I don’t know how many of you remember your motorbike training. I do, it wasn’t that long ago. I trained in Ham, Richmond but it could have been Milton Keynes for all I took in of the local scenery. Ham remained a blank patch even into my despatching days – some psychological blinkers come down the minute I drop down Petersham Hill and I am unable to see anything but the car in front of me. That’s what it’s like being a trainee biker. For a lot of people it’s the first time they’ve been well and truly terrified for a couple of decades. Students react in different ways to the intensity of bike training. Some go into a kind of catatonic shock. Others get almost hysterical with the thrill of it all and want to hear all the biking stories I’ve got, good, bad and grim. Some lives are changed learning to ride a bike; people find things out about themselves. It can raise questions they haven’t asked for years. Take a student on a 5 – day course and you cover a lot of ground with them, both tarmac-ly and philosophically. It’s a great job for someone who is interested in people.

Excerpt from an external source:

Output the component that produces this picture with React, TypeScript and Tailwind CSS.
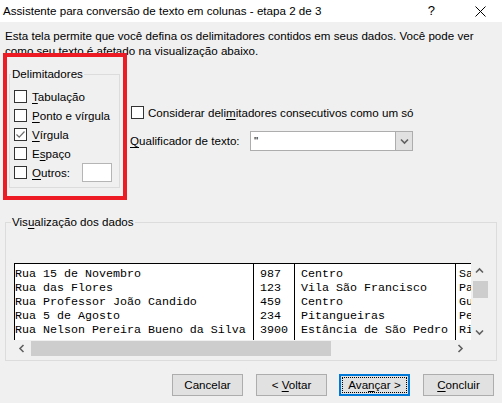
import type { ReactNode } from "react"

function Box({ checked = false }: { checked?: boolean }) {
  return (
    <span className="flex h-[13px] w-[13px] shrink-0 items-center justify-center border border-[#333333] bg-white">
      {checked && (
        <svg width="11" height="11" viewBox="0 0 11 11">
          <path d="M1.5 5.5 L4.2 8.2 L9.5 2.5" fill="none" stroke="#6d6d6d" strokeWidth="1.2" />
        </svg>
      )}
    </span>
  )
}

function Key({ children }: { children: ReactNode }) {
  return <span className="underline underline-offset-2">{children}</span>
}

function Chevron({ dir }: { dir: "up" | "down" | "left" | "right" }) {
  const d = {
    up: "M1 5.5 L4.5 2 L8 5.5",
    down: "M1 2.5 L4.5 6 L8 2.5",
    left: "M5.5 1 L2 4.5 L5.5 8",
    right: "M2.5 1 L6 4.5 L2.5 8",
  }[dir]
  return (
    <svg width="9" height="9" viewBox="0 0 9 9">
      <path d={d} fill="none" stroke="#606060" strokeWidth="1.6" />
    </svg>
  )
}

const rows = [
  ["Rua 15 de Novembro", "987", "Centro", "Sa"],
  ["Rua das Flores", "123", "Vila São Francisco", "Pa"],
  ["Rua Professor João Candido", "459", "Centro", "Gu"],
  ["Rua 5 de Agosto", "234", "Pitangueiras", "Pe"],
  ["Rua Nelson Pereira Bueno da Silva", "3900", "Estância de São Pedro", "Ri"],
]

function Col({ idx, className }: { idx: number; className: string }) {
  return (
    <div className={`h-full shrink-0 overflow-hidden whitespace-pre pt-[3px] leading-[14px] ${className}`}>
      {rows.map((r, i) => (
        <div key={i}>{r[idx]}</div>
      ))}
    </div>
  )
}

function Button({ children, focused = false }: { children: ReactNode; focused?: boolean }) {
  return (
    <div
      className={`relative flex h-[22px] w-[71px] items-center justify-center bg-[#e1e1e1] ${
        focused ? "border-2 border-[#0078d7]" : "border border-[#adadad]"
      }`}
    >
      {focused && <span className="absolute inset-[1px] border border-dotted border-black" />}
      <span className="relative">{children}</span>
    </div>
  )
}

export default function App() {
  const delims: { label: ReactNode; checked?: boolean }[] = [
    { label: <><Key>T</Key>abulação</> },
    { label: <><Key>P</Key>onto e vírgula</> },
    { label: <><Key>V</Key>írgula</>, checked: true },
    { label: <>E<Key>s</Key>paço</> },
  ]

  return (
    <div className="h-[403px] w-[502px] overflow-hidden bg-[#f0f0f0] font-['Liberation_Sans',Arial,sans-serif] text-[11.6px] text-black">
      {/* title bar */}
      <div className="flex h-[22px] items-center bg-white pl-[3px]">
        <span>Assistente para conversão de texto em colunas - etapa 2 de 3</span>
        <span className="ml-auto mr-[40px] text-[13px]">?</span>
        <svg className="mr-[16px]" width="11" height="11" viewBox="0 0 11 11">
          <path d="M0.5 0.5 L10.5 10.5 M10.5 0.5 L0.5 10.5" stroke="#000" strokeWidth="1" />
        </svg>
      </div>

      <div className="h-[31px] px-[5px] pt-[6px] leading-[15px]">
        Esta tela permite que você defina os delimitadores contidos em seus dados. Você pode ver
        <br />
        como seu texto é afetado na visualização abaixo.
      </div>

      <div className="flex">
        {/* highlighted delimiters group */}
        <div className="relative ml-[3px] h-[147px] w-[124px] border-4 border-[#ed1c24]">
          <div className="relative ml-[2px] mt-[17px] h-[114px] w-[111px] border border-[#dcdcdc] pl-[4px] pt-[12px]">
            <span className="absolute left-[1px] top-[-9px] bg-[#f0f0f0] px-[1px] leading-[16px]">Delimitadores</span>
            {delims.map((d, i) => (
              <div key={i} className="flex h-[19px] items-center gap-[5px]">
                <Box checked={d.checked} />
                <span>{d.label}</span>
              </div>
            ))}
            <div className="flex h-[19px] items-center gap-[5px]">
              <Box />
              <span className="w-[45px]">
                <Key>O</Key>utros:
              </span>
              <span className="h-[19px] w-[30px] border border-[#b5b5b5] bg-white" />
            </div>
          </div>
        </div>

        {/* right options */}
        <div className="pt-[50px]">
          <div className="ml-[4px] flex h-[19px] items-center gap-[4px]">
            <Box />
            <span>
              Considerar deli<Key>m</Key>itadores consecutivos como um só
            </span>
          </div>
          <div className="ml-[3px] mt-[9px] flex h-[20px] items-center">
            <span className="w-[120px]">
              <Key>Q</Key>ualificador de texto:
            </span>
            <div className="flex h-[20px] w-[163px] border border-[#adadad] bg-white">
              <span className="flex-1 pl-[3px] leading-[18px]">"</span>
              <span className="flex w-[17px] items-center justify-center border-l border-[#adadad] bg-[#e1e1e1]">
                <Chevron dir="down" />
              </span>
            </div>
          </div>
        </div>
      </div>

      {/* data preview group */}
      <div className="relative ml-[5px] mt-[22px] h-[139px] w-[492px] border border-[#dcdcdc]">
        <span className="absolute left-[5px] top-[-9px] bg-[#f0f0f0] px-[1px] leading-[16px]">
          Vis<Key>u</Key>alização dos dados
        </span>
        <div className="ml-[8px] mt-[40px] flex">
          <div className="w-[457px] shrink-0">
            <div className="flex h-[77px] border-l border-t border-black bg-white font-['Liberation_Mono','Courier_New',monospace] text-[11.67px]">
              <Col idx={0} className="w-[238px]" />
              <Col idx={1} className="w-[41px] border-l border-black pl-[6px]" />
              <Col idx={2} className="w-[161px] border-l border-black pl-[6px]" />
              <Col idx={3} className="w-[16px] border-l border-black pl-[3px]" />
            </div>
            <div className="flex h-[17px] items-center">
              <span className="flex w-[17px] justify-center">
                <Chevron dir="left" />
              </span>
              <span className="h-[15px] w-[300px] bg-[#cdcdcd]" />
              <span className="ml-auto flex w-[22px] justify-center">
                <Chevron dir="right" />
              </span>
            </div>
          </div>
          <div className="flex h-[77px] w-[17px] shrink-0 flex-col items-center pt-[1px]">
            <span className="flex h-[15px] items-center">
              <Chevron dir="up" />
            </span>
            <span className="ml-[2px] mt-[2px] h-[17px] w-[15px] bg-[#cdcdcd]" />
            <span className="mt-auto flex h-[16px] items-center">
              <Chevron dir="down" />
            </span>
          </div>
        </div>
      </div>

      {/* buttons */}
      <div className="ml-[172px] mt-[13px] flex">
        <Button>Cancelar</Button>
        <div className="ml-[13px]">
          <Button>
            &lt; <Key>V</Key>oltar
          </Button>
        </div>
        <div className="ml-[12px]">
          <Button focused>
            Ava<Key>n</Key>çar &gt;
          </Button>
        </div>
        <div className="ml-[13px]">
          <Button>
            <Key>C</Key>oncluir
          </Button>
        </div>
      </div>
    </div>
  )
}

Today my first rock star passed his test and I won’t tell you who he is but I will say it was a good week at work. Monday lunchtime, sitting on the beach in Brighton, A and B roads all the way down, chatting biking and life to an interesting guy eating fish and chips looking forward to a good ride back. Yeah, this was kind of how I hoped it would be when I decided to go for this ‘instructing’ lark.

On the way back from Brighton it occurred to me that I remember my own bike instructor. I remember the man who taught me how to ride a bike, and I always will. I’ve loved the streets of London from the saddle of a bike for the greater part of my working life. I’ve loved riding my motorbike with a passion, and Jim at R.A.E motorcycle training school introduced me to that passion. It’s nice, in a seriously cheesy way, to be passing it on.